Le Comité ONU constate lui aussi avec inquiétude que les personnes en situation de handicap n’ont une chance que sur le « marché de l’emploi protégé », avec des salaires très bas, et que les possibilités de passer sur le marché général de l’emploi sont limitées.
Demandes du Comité ONU : Le Comité ONU demande aussi « le développement et la mise en œuvre d’un plan d’action global visant à harmoniser les compétences de la Confédération et des cantons, afin de permettre aux personnes en situation de handicap de passer du « marché de l’emploi protégé » au « marché général de l’emploi » que ce soit dans le secteur privé ou public, avec un salaire égal pour un travail équivalent, dans un environnement de travail inclusif et avec des possibilités de développement professionnel ».
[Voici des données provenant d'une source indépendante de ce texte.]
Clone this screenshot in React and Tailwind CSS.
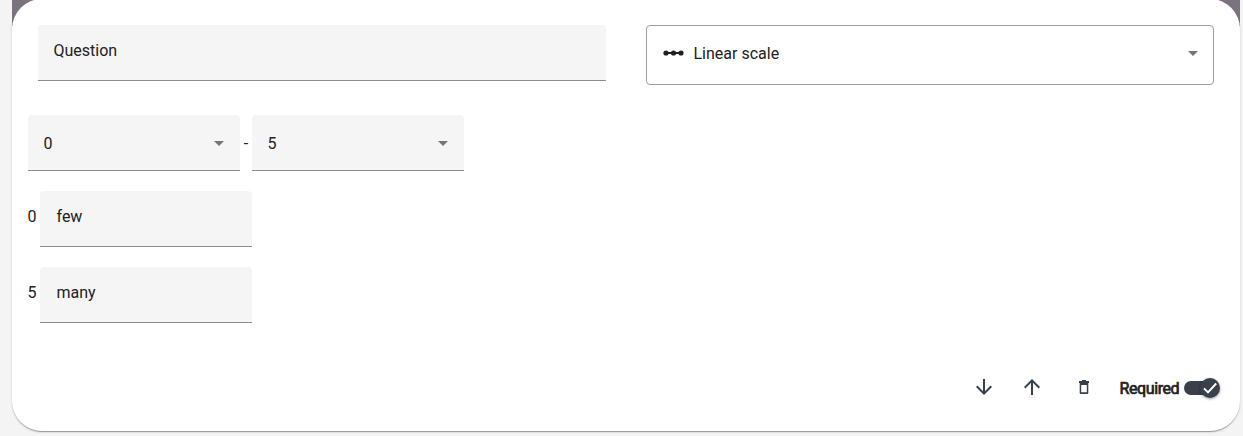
import React from "react";

function Caret({ className = "" }) {
  return (
    <svg width="10" height="5" viewBox="0 0 10 5" className={`shrink-0 ${className}`} fill="#757575">
      <path d="M0 0l5 5 5-5z" />
    </svg>
  );
}

function FilledInput({ text, className }) {
  return (
    <div className={`h-14 rounded-t border-b border-[#8c8c8c] bg-[#f5f5f5] pt-[14px] ${className}`}>
      {text}
    </div>
  );
}

function FilledSelect({ text }) {
  return (
    <div className="flex h-14 w-[212px] items-center justify-between rounded-t border-b border-[#8c8c8c] bg-[#f5f5f5] pr-4 pl-[15.5px]">
      <span className="pt-[2px]">{text}</span>
      <Caret className="mt-[2px]" />
    </div>
  );
}

function ScaleLabel({ value, text, className }) {
  return (
    <div className={`flex ${className}`}>
      <span className="-ml-[0.5px] w-[12.5px] pt-[14px]">{value}</span>
      <FilledInput text={text} className="w-[212px] pl-[16.5px]" />
    </div>
  );
}

export default function App() {
  return (
    <div className="h-[436px] overflow-hidden bg-[#f4f4f4] pr-[3px] pl-3 font-['Roboto',sans-serif] text-base leading-6 text-[#212121]">
      <div className="h-[436px] bg-[linear-gradient(#7b737d_27px,transparent_27px)]">
        <main className="-mt-px flex h-[432px] flex-col rounded-[30px] bg-white shadow-[0_2px_1px_-1px_rgba(0,0,0,0.2),0_1px_1px_0_rgba(0,0,0,0.14),0_1px_3px_0_rgba(0,0,0,0.12)]">
          <div className="flex gap-10 pt-[26px] pr-[26px] pl-[26px]">
            <FilledInput text="Question" className="w-[568px] pl-[15.5px]" />
            <div className="flex h-[60px] w-[568px] items-center rounded border border-[#9e9e9e] pr-[15px] pl-[16px]">
              <svg width="21" height="6" viewBox="0 0 21 6" className="mt-[-4px] mr-[9.5px]" fill="#212121">
                <path d="M2 2h17v2H2z" />
                <circle cx="3" cy="3" r="2.6" />
                <circle cx="10.5" cy="3" r="2.6" />
                <circle cx="18" cy="3" r="2.6" />
              </svg>
              <span className="mt-[-3px] flex-1">Linear scale</span>
              <Caret className="-mt-[3px]" />
            </div>
          </div>
          <div className="flex items-center pt-[30px] pl-4">
            <FilledSelect text="0" />
            <span className="w-3 pt-[1px] text-center">-</span>
            <FilledSelect text="5" />
          </div>
          <ScaleLabel value="0" text="few" className="mt-5 pl-4" />
          <ScaleLabel value="5" text="many" className="mt-5 pl-4" />
          <div className="mt-auto mb-[31px] flex h-6 items-center justify-end pr-5 text-[#37404b]">
            <svg width="16" height="16" viewBox="4 4 16 16" className="mr-8 mt-[-2px]" fill="currentColor">
              <path d="M20 12l-1.41-1.41L13 16.17V4h-2v12.17l-5.58-5.59L4 12l8 8 8-8z" />
            </svg>
            <svg width="16" height="16" viewBox="4 4 16 16" className="mr-[39px] mt-[-2px]" fill="currentColor">
              <path d="M4 12l1.41 1.41L11 7.83V20h2V7.83l5.58 5.59L20 12l-8-8-8 8z" />
            </svg>
            <svg width="10" height="14" viewBox="0 0 10 14" className="mt-[-2px]" fill="currentColor">
              <path fillRule="evenodd" d="M3 0h4v1h3v2H9.3v10a1 1 0 0 1-1 1H1.7a1 1 0 0 1-1-1V3H0V1h3zM2.2 5v7.3h5.6V5z" />
            </svg>
            <span className="ml-[30.5px] flex w-[64.5px] pt-[1px] tracking-[-0.4px] text-[#212121] [-webkit-text-stroke:0.7px_#212121]">
              Required
            </span>
            <span className="flex h-[14px] w-9 items-center justify-end rounded-full bg-[linear-gradient(to_right,#37404b_27px,transparent_27px)]">
              <span className="flex size-5 items-center justify-center rounded-full bg-[#37404b] shadow-[0_1px_3px_rgba(0,0,0,0.4)]">
                <svg width="14" height="12" viewBox="0 0 14 12" fill="none" stroke="white" strokeWidth="1.9">
                  <path d="M1 6.3l4 4L13.2 1.5" />
                </svg>
              </span>
            </span>
          </div>
        </main>
      </div>
    </div>
  );
}
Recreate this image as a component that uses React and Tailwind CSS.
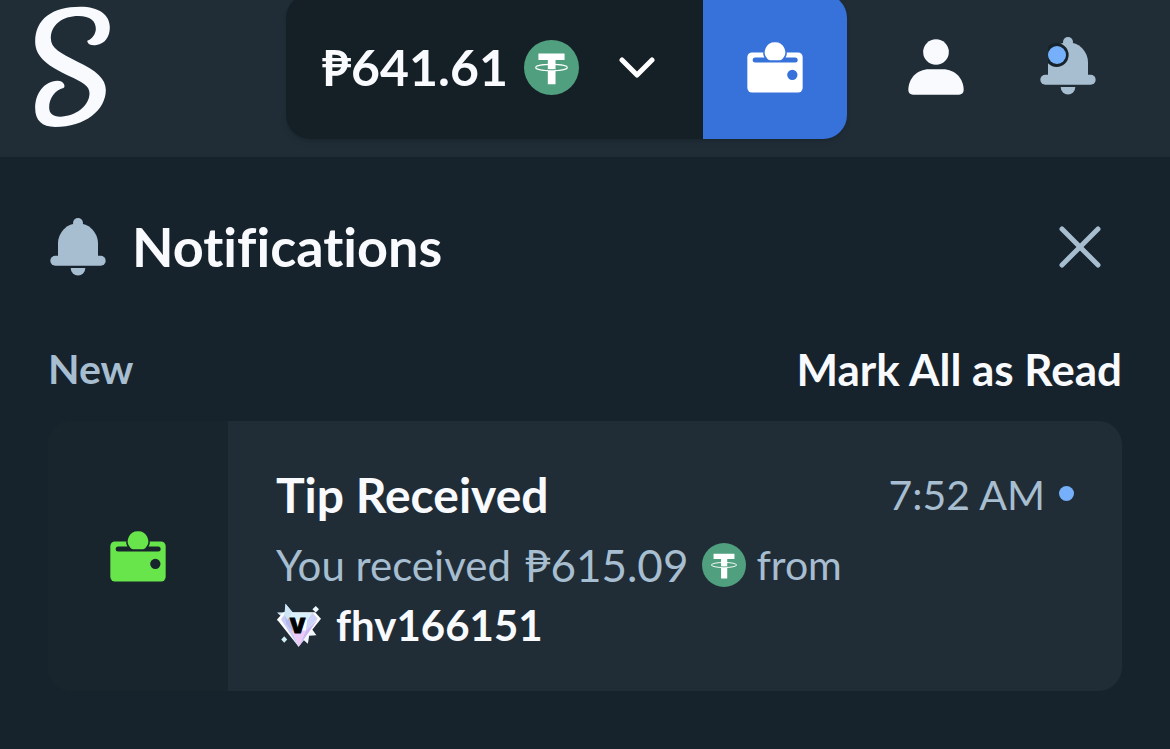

Il y a lieu de prendre des mesures pour « accroître l’emploi des personnes en situation de handicap sur le marché général de l’emploi, y compris dans le secteur privé, par des mesures politiques appropriées telles qu’objectifs imposés, programmes d’action positive et incitations ».
Accès à la formation
Analyse de la situation : Les organisations du domaine du handicap visuel constatent que le système de formation est encore loin d’être inclusif. Le fédéralisme est considéré comme le défi majeur puisque les cantons sont très diversement avancés dans le domaine de la formation. Aujourd’hui, les cantons tiennent mieux compte de l’inclusion avec une école spécialisée et/ou une offre itinérante pour soutenir les élèves. Mais c’est encore par hasard qu’un enfant obtient ou non des opportunités étendues de formation inclusive. Lorsque les élèves sont intégrés à l’école régulière, ils doivent apprendre en plus de l’école de nombreuses choses que les autres enfants n’ont pas besoin d’apprendre : maniement de l’informatique, activités de la vie journalière, orientation et mobilité, gestion de leurs moyens auxiliaires, le cas échéant braille. Ces multiples apprentissages supplémentaires ne sont aujourd’hui ni pris en compte ni prévus par le système, ils imposent une charge supplémentaire aux enfants (temps et énergie) ou alors ne peuvent pas leur être fournis.
Demandes du Comité ONU : Les organisations du domaine du handicap visuel saluent donc la demande du Comité ONU : « d’instaurer un droit constitutionnel à la formation inclusive et de développer une stratégie globale pour la mise en œuvre d’une formation inclusive de haute qualité pour tous les enfants handicapés […] avec : des objectifs, des horaires et des budgets spécifiques, le transfert de ressources depuis les écoles spécialisées ainsi que des plans d’études inclusifs et des qualifications pédagogiques aux niveaux fédéral et cantonal ».